Jason Preston è la possibile Cenerentola dell’anno
L’effetto Cindarella è da sempre uno dei motivi principali per cominciare a seguire il college basketball e Jason Preston, point guard di Ohio, è il candidato a Cenerentola dell’anno. Alla high school era sei piedi scarsi e segnava due punti di media, destinato ad andare a studiare a Central Florida come semplice studente senza nemmeno velleità da walk on viene invece notato ad un torneo AAU e portato in una prep school. In questa prep school ci sono quattro squadre divise per livello, lui finisce nella squadra C dove finiscono quelli con ben poca speranza di crescita.
Ed invece gioca bene, viene promosso alla B, gioca bene pure lì e viene promosso alla A ma per esser retrocesso di nuovo alla C dove in una partita mette a segno una tripla doppia. Si autoproduce allora un video di quella gara, lo mette su Twitter e grazie a questo video riceve una chiamata da Ohio ed una da Longood scegliendo i Bobcats. Nel frattempo, è cresciuto di quattro pollici e dopo solo otto partite Preston diventa il play titolare già da freshman. Ora al suo anno da junior sta scintillando e contro la titolata e ben considerata Illinois ha fatturato 31 punti 6 rimbalzi ed 8 assist. Se non è una bella storia questa…

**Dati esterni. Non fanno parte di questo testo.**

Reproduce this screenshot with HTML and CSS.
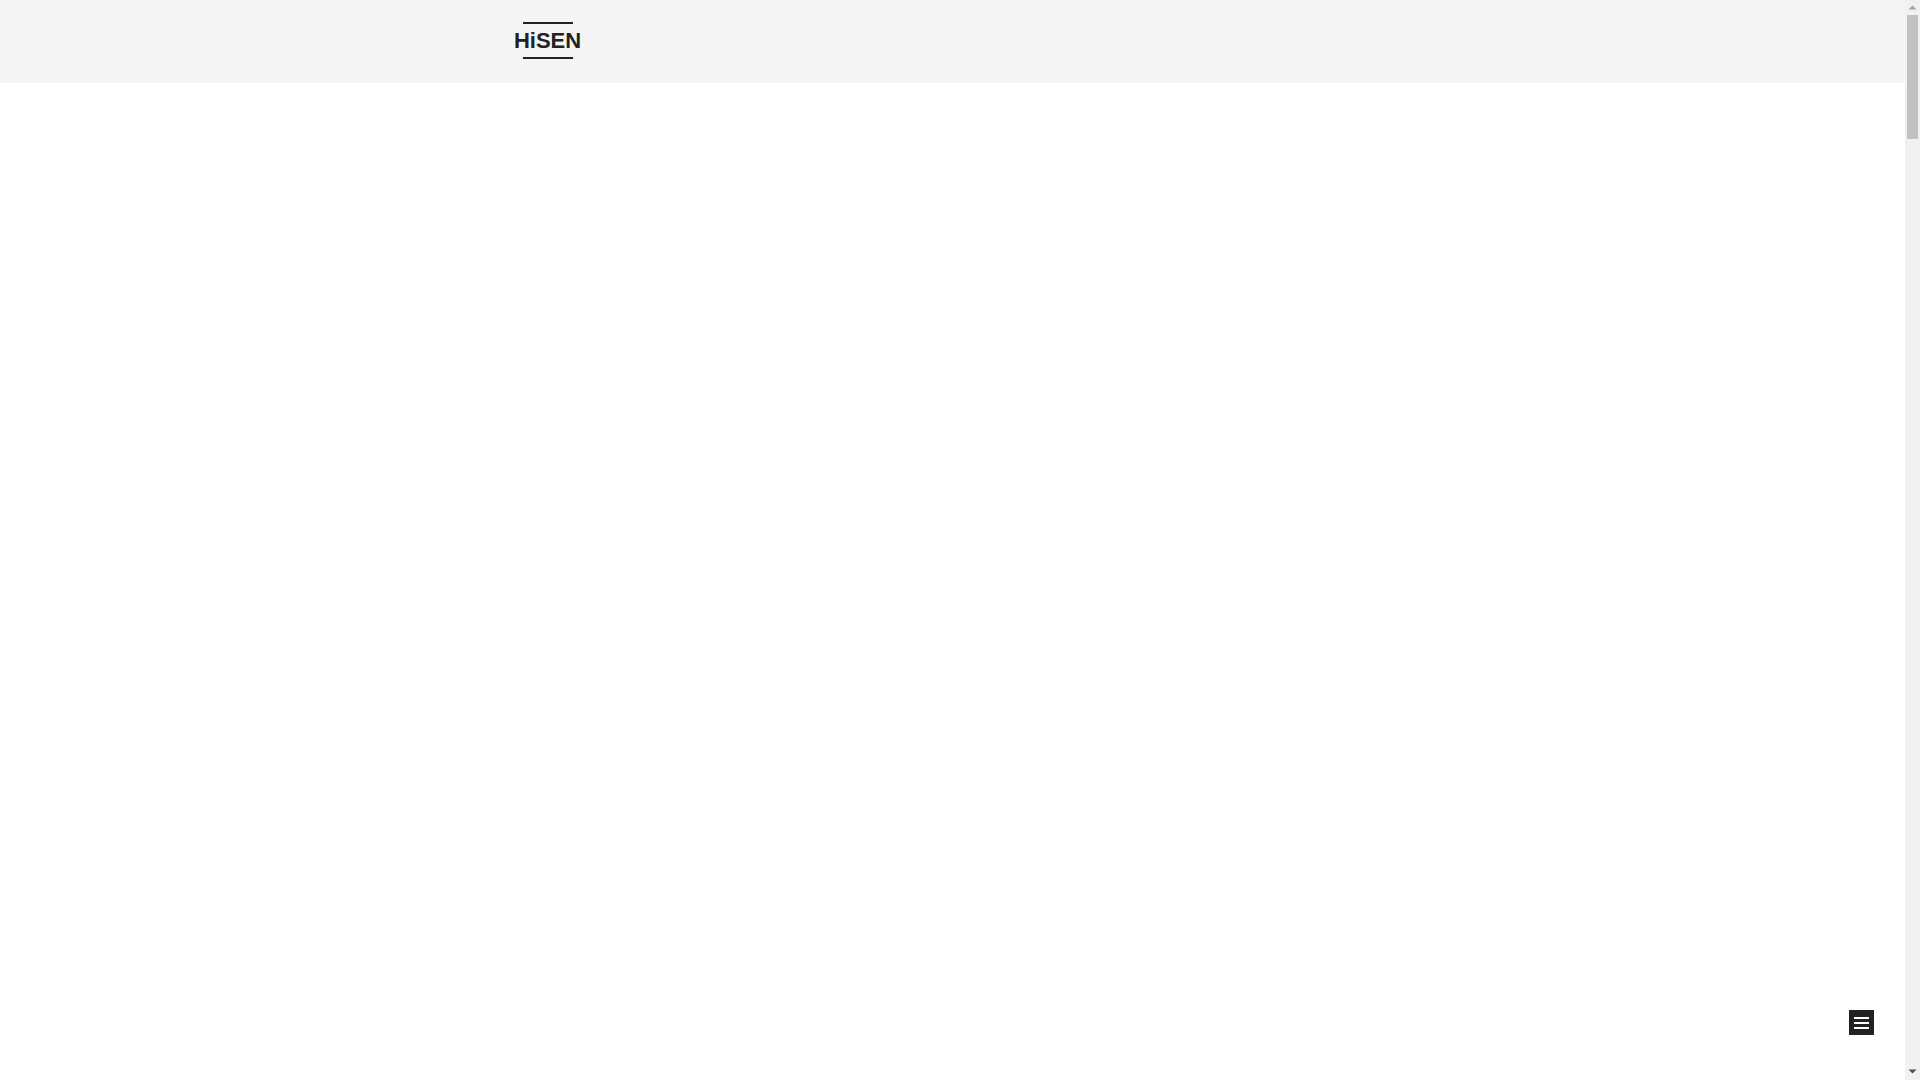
FILE: index.html
```html
<!DOCTYPE html>
<html lang="en">
<head>
<meta charset="utf-8">
<title>HiSEN</title>
<link rel="stylesheet" href="styles.css">
</head>
<body>
<div class="page">
  <header class="site-header">
    <a class="logo" href="#">
      <span class="logo-line"></span>
      <span class="logo-text">HiSEN</span>
      <span class="logo-line"></span>
    </a>
  </header>
  <main class="content"></main>
</div>
<div class="scrollbar" aria-hidden="true">
  <div class="sb-button">
    <svg width="15" height="15" viewBox="0 0 15 15"><polygon points="3.5,9.5 11.5,9.5 7.5,5.5" fill="#a3a3a3"/></svg>
  </div>
  <div class="sb-track">
    <div class="sb-thumb"></div>
  </div>
  <div class="sb-button">
    <svg width="15" height="15" viewBox="0 0 15 15"><polygon points="3.5,4.5 11.5,4.5 7.5,8.5" fill="#505050"/></svg>
  </div>
</div>
<button class="menu-toggle" aria-label="Menu">
  <span class="bar"></span>
  <span class="bar"></span>
  <span class="bar"></span>
</button>
</body>
</html>
```

FILE: styles.css
```css
html, body {
  margin: 0;
  padding: 0;
  height: 100%;
  overflow: hidden;
}
body {
  font-family: "Liberation Sans", Arial, sans-serif;
  background: #fff;
  color: #222;
  display: flex;
}
.page {
  flex: 1;
  min-width: 0;
  height: 100vh;
  overflow: hidden;
}
.scrollbar {
  width: 15px;
  flex: none;
  height: 100vh;
  background: #f1f1f1;
  display: flex;
  flex-direction: column;
}
.sb-button {
  height: 15px;
  flex: none;
}
.sb-button svg {
  display: block;
}
.sb-track {
  flex: 1;
  padding: 0 2px;
}
.sb-thumb {
  height: 124px;
  background: #c1c1c1;
}
.site-header {
  height: 83px;
  background: #f5f5f5;
  display: flex;
  align-items: flex-start;
  padding-left: 514px;
  box-sizing: border-box;
}
.logo {
  display: flex;
  flex-direction: column;
  align-items: center;
  text-decoration: none;
  color: #222;
  padding-top: 22px;
  width: 67px;
}
.logo-line {
  display: block;
  width: 50px;
  height: 2px;
  background: #222;
}
.logo-text {
  display: block;
  font-size: 22px;
  font-weight: bold;
  line-height: 21px;
  margin: 6px 0;
  white-space: nowrap;
}
.content {
  height: 997px;
}
.menu-toggle {
  position: fixed;
  right: 46px;
  bottom: 45px;
  width: 25px;
  height: 25px;
  padding: 0;
  border: 0;
  background: #222;
  display: flex;
  flex-direction: column;
  align-items: center;
  justify-content: center;
  gap: 3px;
  cursor: pointer;
}
.menu-toggle .bar {
  display: block;
  width: 15px;
  height: 2px;
  background: #fff;
}
```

Brady Manek, baffoni e rimbalzi
Capello alla Anton Chigurh, baffoni spioventi ed occhio ceruleo… direttamente dalla fine degli anni Settanta ecco Brady Manek ala forte di 2.05 di Oklahoma che nel triennio precedente ha sempre viaggiato in doppia cifra per punti segnati e discrete percentuali al tiro e numeri a rimbalzo ma è esploso nella partita della vita contro Texas San Antonio con 29 punti in 25 minuti ed 8 su 11 dal territorio di Larry Bird. Ecco a parte la vaga somiglianza fisica e l’esplosione al tiro qui non orbitiamo alle altezze di Larry Legend ma semmai su quelle di qualche squadra di leghe europee di secondo livello o sudamericane ma con quel look da poliziesco alla Starsky & Hutch siamo completamente rapiti da questo Sooner.
Luka Garza sta dominando
Secondo molti avrebbe meritato il Wooden Award già lo scorso anno ma crediamo sia il caso di mandare già in Iowa il premio per il 2021 per depositarlo nelle mani sante di Luka Garza che prime partite stagionali viaggiava a quasi 30 di media… nel primo tempo (!). Il sosia di “Pilone” Tuperello (Porky’s – Questi pazzi pazzi porcelloni! 1982 diretto dal maestro dei B-Movies Bob Clark) ha il footwork di Dino Radja, le mani dei fratelli Gasol ed il corpo di Bill Laimbeer che porta su e giù per il campo con commuovente ostinazione, ma il suo pezzo forte è la capacità di anticipare mentalmente la direzione del passaggio dentro creando angoli di passaggio e finendo coll’essere sempre ben posizionato senza perder tempo a sgomitare, un’altra antica arte che Garza sa maneggiare con saggezza.
Poi venite pure a dirmi che non può giocare nella Silver League perché non è esplosivo… ma chi se ne frega?! Garza è la pallacanestro ed è esattamente il motivo per cui da anni seguiamo il college basketball.